WHAT TO WORK ON
Quote, verbatim, all material below, without pictures.

== DATA SECTION ==

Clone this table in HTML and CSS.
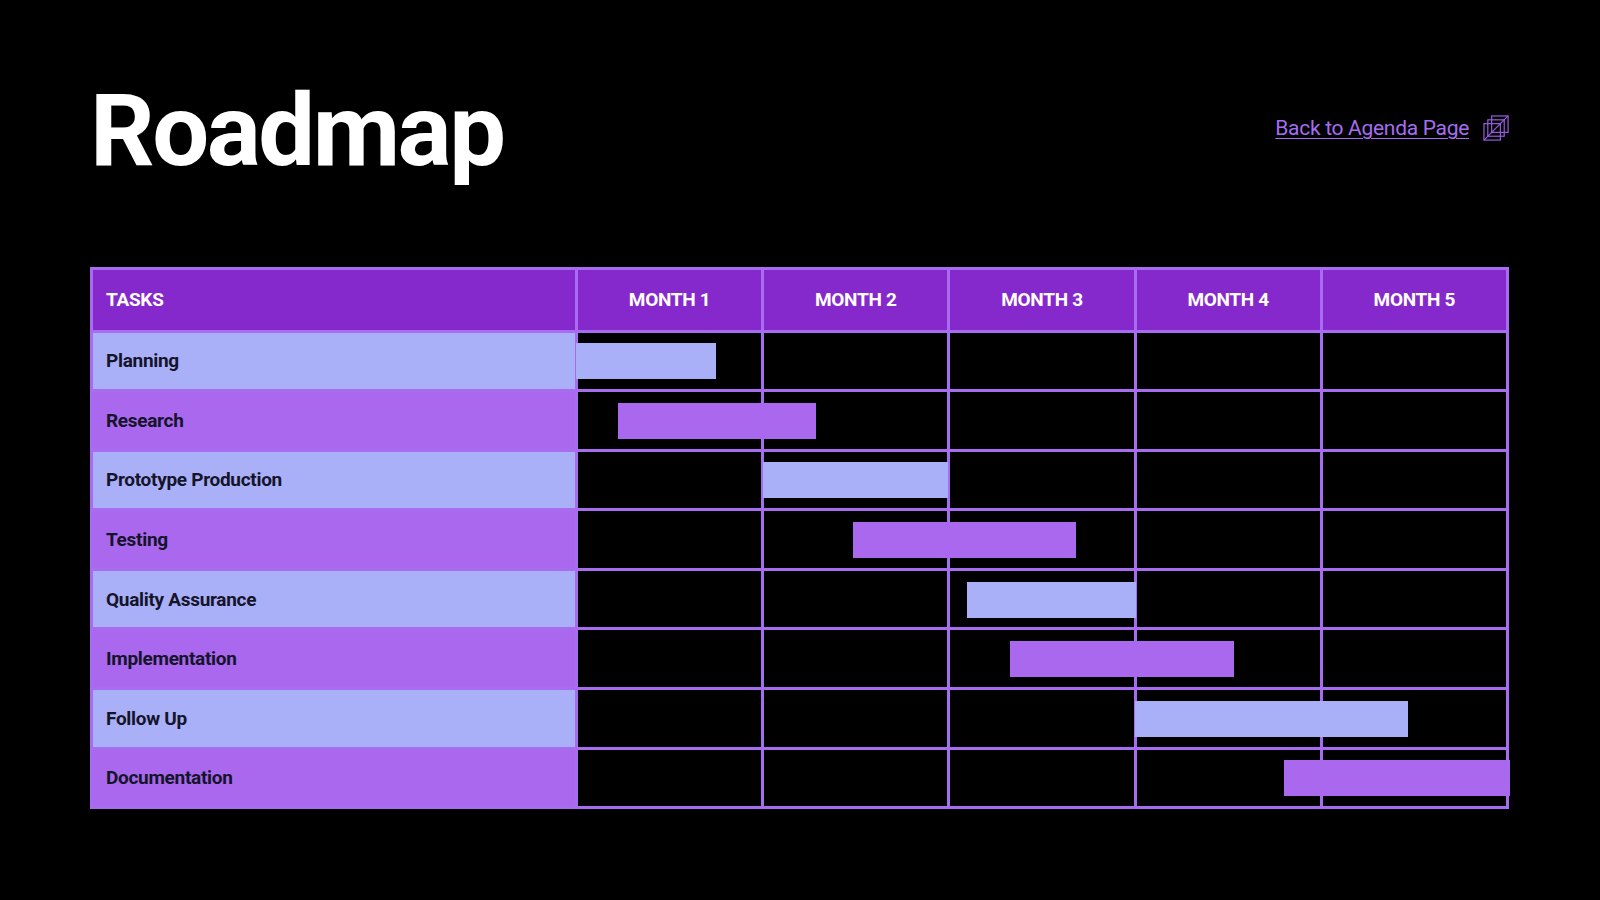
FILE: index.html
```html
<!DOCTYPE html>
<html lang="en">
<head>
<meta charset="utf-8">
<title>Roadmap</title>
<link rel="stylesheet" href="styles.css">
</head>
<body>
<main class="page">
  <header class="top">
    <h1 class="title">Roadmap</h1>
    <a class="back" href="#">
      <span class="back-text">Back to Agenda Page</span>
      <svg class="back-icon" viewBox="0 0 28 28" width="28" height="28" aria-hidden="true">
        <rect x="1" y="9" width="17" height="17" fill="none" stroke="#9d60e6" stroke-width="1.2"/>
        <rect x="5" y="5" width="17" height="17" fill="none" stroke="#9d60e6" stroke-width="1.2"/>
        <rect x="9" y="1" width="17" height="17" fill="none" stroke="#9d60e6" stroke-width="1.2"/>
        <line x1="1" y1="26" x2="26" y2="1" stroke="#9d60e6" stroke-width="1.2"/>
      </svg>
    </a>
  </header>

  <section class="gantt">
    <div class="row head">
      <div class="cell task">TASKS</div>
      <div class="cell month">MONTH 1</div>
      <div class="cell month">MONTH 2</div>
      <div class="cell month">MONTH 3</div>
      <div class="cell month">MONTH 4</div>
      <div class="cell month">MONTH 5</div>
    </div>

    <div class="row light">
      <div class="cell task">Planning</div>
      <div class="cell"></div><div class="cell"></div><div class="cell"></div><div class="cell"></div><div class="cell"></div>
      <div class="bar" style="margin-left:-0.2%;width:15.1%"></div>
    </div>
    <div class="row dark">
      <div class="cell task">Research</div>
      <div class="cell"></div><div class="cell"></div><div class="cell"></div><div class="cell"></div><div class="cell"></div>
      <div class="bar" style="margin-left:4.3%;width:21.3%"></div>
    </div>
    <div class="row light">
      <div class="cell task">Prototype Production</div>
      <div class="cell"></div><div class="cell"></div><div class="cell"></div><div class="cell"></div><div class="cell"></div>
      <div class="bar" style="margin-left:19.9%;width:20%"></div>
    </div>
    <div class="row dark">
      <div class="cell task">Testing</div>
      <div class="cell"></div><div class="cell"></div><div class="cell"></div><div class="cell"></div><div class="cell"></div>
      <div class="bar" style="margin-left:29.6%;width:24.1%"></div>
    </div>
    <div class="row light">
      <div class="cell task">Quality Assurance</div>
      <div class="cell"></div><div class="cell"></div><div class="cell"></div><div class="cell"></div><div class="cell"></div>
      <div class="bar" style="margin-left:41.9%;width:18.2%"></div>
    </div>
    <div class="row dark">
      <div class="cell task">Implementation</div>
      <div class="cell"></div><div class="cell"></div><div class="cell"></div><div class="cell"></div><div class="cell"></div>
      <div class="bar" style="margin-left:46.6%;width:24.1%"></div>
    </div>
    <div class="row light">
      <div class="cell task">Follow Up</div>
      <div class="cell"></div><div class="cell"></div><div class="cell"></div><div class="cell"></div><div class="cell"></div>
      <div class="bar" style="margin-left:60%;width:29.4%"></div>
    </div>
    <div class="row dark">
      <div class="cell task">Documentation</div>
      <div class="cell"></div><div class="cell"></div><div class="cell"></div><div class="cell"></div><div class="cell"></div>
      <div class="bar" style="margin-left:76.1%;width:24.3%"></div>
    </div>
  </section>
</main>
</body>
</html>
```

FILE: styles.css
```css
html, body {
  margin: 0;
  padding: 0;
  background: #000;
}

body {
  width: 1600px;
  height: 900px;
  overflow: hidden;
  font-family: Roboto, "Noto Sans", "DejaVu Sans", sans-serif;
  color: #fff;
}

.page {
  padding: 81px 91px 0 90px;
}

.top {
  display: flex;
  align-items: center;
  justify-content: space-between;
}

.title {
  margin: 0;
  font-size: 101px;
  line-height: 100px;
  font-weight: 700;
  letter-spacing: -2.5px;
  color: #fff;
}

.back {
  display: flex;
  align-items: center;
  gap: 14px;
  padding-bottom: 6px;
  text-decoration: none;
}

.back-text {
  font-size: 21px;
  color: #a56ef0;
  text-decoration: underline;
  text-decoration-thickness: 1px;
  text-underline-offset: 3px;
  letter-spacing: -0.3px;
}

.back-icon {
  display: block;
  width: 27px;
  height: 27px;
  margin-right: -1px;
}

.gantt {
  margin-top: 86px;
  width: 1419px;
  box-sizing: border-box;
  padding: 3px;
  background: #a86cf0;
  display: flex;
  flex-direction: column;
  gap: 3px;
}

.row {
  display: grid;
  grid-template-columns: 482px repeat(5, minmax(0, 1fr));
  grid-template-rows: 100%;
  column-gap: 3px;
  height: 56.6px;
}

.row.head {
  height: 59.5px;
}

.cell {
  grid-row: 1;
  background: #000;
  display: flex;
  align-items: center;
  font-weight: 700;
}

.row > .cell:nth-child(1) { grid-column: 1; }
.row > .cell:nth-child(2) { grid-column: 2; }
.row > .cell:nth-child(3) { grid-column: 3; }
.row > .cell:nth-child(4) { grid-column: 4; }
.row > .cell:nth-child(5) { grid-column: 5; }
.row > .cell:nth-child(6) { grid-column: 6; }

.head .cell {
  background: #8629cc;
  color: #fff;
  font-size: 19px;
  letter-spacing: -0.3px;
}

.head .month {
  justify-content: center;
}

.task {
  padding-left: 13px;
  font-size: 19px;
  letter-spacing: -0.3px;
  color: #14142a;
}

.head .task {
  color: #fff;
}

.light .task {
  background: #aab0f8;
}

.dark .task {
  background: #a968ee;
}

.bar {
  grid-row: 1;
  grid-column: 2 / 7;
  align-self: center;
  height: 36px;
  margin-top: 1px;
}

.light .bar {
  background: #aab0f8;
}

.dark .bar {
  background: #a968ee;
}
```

===

COMPLETE RESPONSE
Clone this table in HTML and CSS.
FILE: index.html
```html
<!DOCTYPE html>
<html lang="en">
<head>
<meta charset="utf-8">
<title>Roadmap</title>
<link rel="stylesheet" href="styles.css">
</head>
<body>
<main class="page">
  <header class="top">
    <h1 class="title">Roadmap</h1>
    <a class="back" href="#">
      <span class="back-text">Back to Agenda Page</span>
      <svg class="back-icon" viewBox="0 0 28 28" width="28" height="28" aria-hidden="true">
        <rect x="1" y="9" width="17" height="17" fill="none" stroke="#9d60e6" stroke-width="1.2"/>
        <rect x="5" y="5" width="17" height="17" fill="none" stroke="#9d60e6" stroke-width="1.2"/>
        <rect x="9" y="1" width="17" height="17" fill="none" stroke="#9d60e6" stroke-width="1.2"/>
        <line x1="1" y1="26" x2="26" y2="1" stroke="#9d60e6" stroke-width="1.2"/>
      </svg>
    </a>
  </header>

  <section class="gantt">
    <div class="row head">
      <div class="cell task">TASKS</div>
      <div class="cell month">MONTH 1</div>
      <div class="cell month">MONTH 2</div>
      <div class="cell month">MONTH 3</div>
      <div class="cell month">MONTH 4</div>
      <div class="cell month">MONTH 5</div>
    </div>

    <div class="row light">
      <div class="cell task">Planning</div>
      <div class="cell"></div><div class="cell"></div><div class="cell"></div><div class="cell"></div><div class="cell"></div>
      <div class="bar" style="margin-left:-0.2%;width:15.1%"></div>
    </div>
    <div class="row dark">
      <div class="cell task">Research</div>
      <div class="cell"></div><div class="cell"></div><div class="cell"></div><div class="cell"></div><div class="cell"></div>
      <div class="bar" style="margin-left:4.3%;width:21.3%"></div>
    </div>
    <div class="row light">
      <div class="cell task">Prototype Production</div>
      <div class="cell"></div><div class="cell"></div><div class="cell"></div><div class="cell"></div><div class="cell"></div>
      <div class="bar" style="margin-left:19.9%;width:20%"></div>
    </div>
    <div class="row dark">
      <div class="cell task">Testing</div>
      <div class="cell"></div><div class="cell"></div><div class="cell"></div><div class="cell"></div><div class="cell"></div>
      <div class="bar" style="margin-left:29.6%;width:24.1%"></div>
    </div>
    <div class="row light">
      <div class="cell task">Quality Assurance</div>
      <div class="cell"></div><div class="cell"></div><div class="cell"></div><div class="cell"></div><div class="cell"></div>
      <div class="bar" style="margin-left:41.9%;width:18.2%"></div>
    </div>
    <div class="row dark">
      <div class="cell task">Implementation</div>
      <div class="cell"></div><div class="cell"></div><div class="cell"></div><div class="cell"></div><div class="cell"></div>
      <div class="bar" style="margin-left:46.6%;width:24.1%"></div>
    </div>
    <div class="row light">
      <div class="cell task">Follow Up</div>
      <div class="cell"></div><div class="cell"></div><div class="cell"></div><div class="cell"></div><div class="cell"></div>
      <div class="bar" style="margin-left:60%;width:29.4%"></div>
    </div>
    <div class="row dark">
      <div class="cell task">Documentation</div>
      <div class="cell"></div><div class="cell"></div><div class="cell"></div><div class="cell"></div><div class="cell"></div>
      <div class="bar" style="margin-left:76.1%;width:24.3%"></div>
    </div>
  </section>
</main>
</body>
</html>
```

FILE: styles.css
```css
html, body {
  margin: 0;
  padding: 0;
  background: #000;
}

body {
  width: 1600px;
  height: 900px;
  overflow: hidden;
  font-family: Roboto, "Noto Sans", "DejaVu Sans", sans-serif;
  color: #fff;
}

.page {
  padding: 81px 91px 0 90px;
}

.top {
  display: flex;
  align-items: center;
  justify-content: space-between;
}

.title {
  margin: 0;
  font-size: 101px;
  line-height: 100px;
  font-weight: 700;
  letter-spacing: -2.5px;
  color: #fff;
}

.back {
  display: flex;
  align-items: center;
  gap: 14px;
  padding-bottom: 6px;
  text-decoration: none;
}

.back-text {
  font-size: 21px;
  color: #a56ef0;
  text-decoration: underline;
  text-decoration-thickness: 1px;
  text-underline-offset: 3px;
  letter-spacing: -0.3px;
}

.back-icon {
  display: block;
  width: 27px;
  height: 27px;
  margin-right: -1px;
}

.gantt {
  margin-top: 86px;
  width: 1419px;
  box-sizing: border-box;
  padding: 3px;
  background: #a86cf0;
  display: flex;
  flex-direction: column;
  gap: 3px;
}

.row {
  display: grid;
  grid-template-columns: 482px repeat(5, minmax(0, 1fr));
  grid-template-rows: 100%;
  column-gap: 3px;
  height: 56.6px;
}

.row.head {
  height: 59.5px;
}

.cell {
  grid-row: 1;
  background: #000;
  display: flex;
  align-items: center;
  font-weight: 700;
}

.row > .cell:nth-child(1) { grid-column: 1; }
.row > .cell:nth-child(2) { grid-column: 2; }
.row > .cell:nth-child(3) { grid-column: 3; }
.row > .cell:nth-child(4) { grid-column: 4; }
.row > .cell:nth-child(5) { grid-column: 5; }
.row > .cell:nth-child(6) { grid-column: 6; }

.head .cell {
  background: #8629cc;
  color: #fff;
  font-size: 19px;
  letter-spacing: -0.3px;
}

.head .month {
  justify-content: center;
}

.task {
  padding-left: 13px;
  font-size: 19px;
  letter-spacing: -0.3px;
  color: #14142a;
}

.head .task {
  color: #fff;
}

.light .task {
  background: #aab0f8;
}

.dark .task {
  background: #a968ee;
}

.bar {
  grid-row: 1;
  grid-column: 2 / 7;
  align-self: center;
  height: 36px;
  margin-top: 1px;
}

.light .bar {
  background: #aab0f8;
}

.dark .bar {
  background: #a968ee;
}
```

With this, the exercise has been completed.